Since Urban Meyer left Florida in December 2009, there’s been no SEC coach or program that could be considered a peer of Alabama. (And by then, the Tide had pulled ahead of the Gators.) There have been other contenders that have appeared and disappeared, as SEC teams have popped up like whack-a-moles. Ole Miss rose and fell, as its magical recruiting classes dissolved unsurprisingly under NCAA scrutiny. It hasn’t been Florida, as two brutal coaching hires post-Meyer by former athletic director Jeremy Foley and facility ambivalence have left the Gators scrambling to catch up.

It hasn’t been Texas A&M, as the Aggies have proved the football financial version of the old Texas saying – all hat and no cowboy – since joining the league. LSU could never muster consistency on the offensive side of the ball to remain a consistent pest, and there’s been little sign early in Ed Orgeron’s tenure that’s changing. Auburn has beaten Alabama three of the past eight years, including in the finale of the regular season this year. The Tigers gave a $7 million-a-year contract to Gus Malzahn for the next seven years, showing the institutional faith in his ability to topple Saban. But there’s something about Smart’s precociousness and Georgia’s untapped potential as a program that projects higher than all those coaches and schools.

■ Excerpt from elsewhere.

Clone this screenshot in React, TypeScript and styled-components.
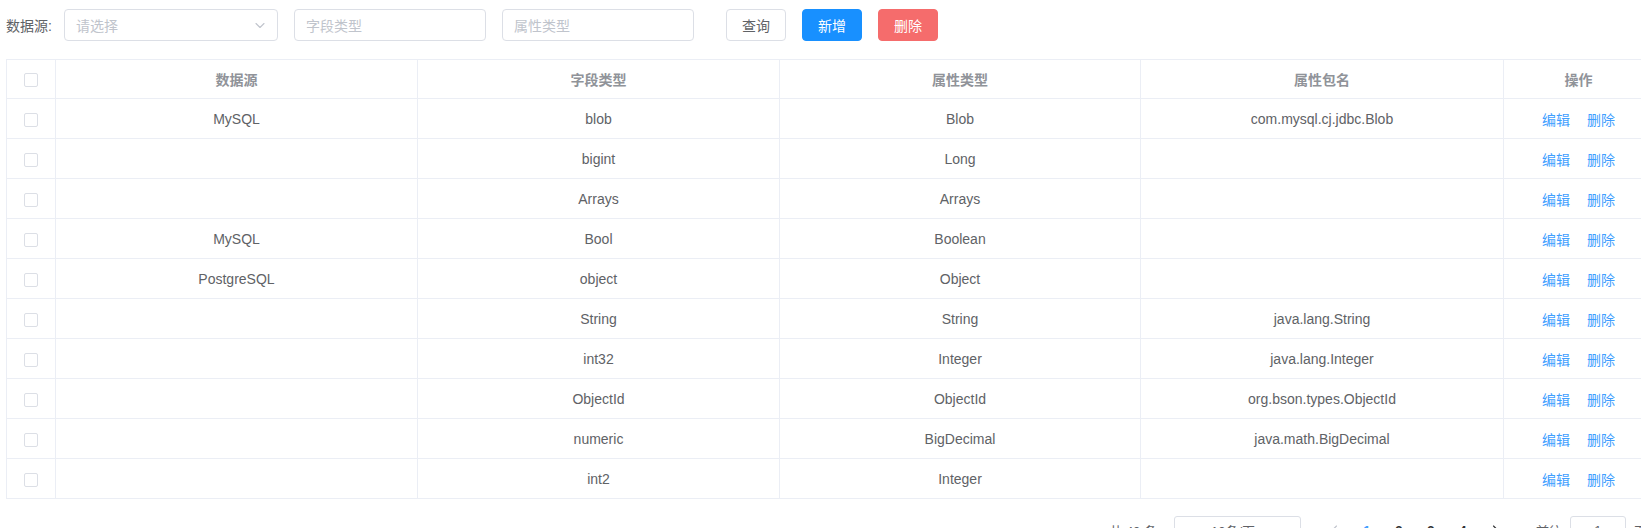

Other than one dynamic season, the optimism around Smart’s burgeoning run here at Georgia can be directly tied to recruiting. Smart’s ability to capitalize on the Bulldogs’ natural resources has raised eyebrows around the country when they finished the first signing period this year at No. 1. Nothing epitomizes this more than the early enrollment of quarterback Justin Fields, who is widely considered the No. 1 quarterback recruit in the country. Georgia managed to sign him despite the development of true freshman quarterback Jake Fromm, who showed the moxie, arm talent and savvy of a future All-SEC quarterback this season.

One SEC assistant coach said he expects Fields to eventually beat out Fromm, saying Fields is the second-most talented quarterback he’s ever evaluated on film. “Other than Marcus Mariota,” the assistant said, “I’ve never seen a better highlight tape for a recruit.”

Alabama has played for the past three national titles. The Crimson Tide won two and lost the other in the game’s final seconds. The only way for Georgia to lodge itself as a permanent nemesis is to continue to recruit at the highest level. “If they have the No. 1 recruiting class and ‘Bama doesn’t, that’ll be something different,” former Florida and South Carolina coach Steve Spurrier told Yahoo Sports on Monday. “Can they do that two, three, four years in a row? Then they’ll be up there with ‘Bama.”

There’s a ways to go. But a historic season that ended on the precipice of generational glee can be viewed as a success once the immediacy of the initial pain clears. For decades, Georgia fans have had an unfulfilled yearning to compete at the highest levels of college football. After all those years of longing, Monday felt like an affirmation of Georgia belonging.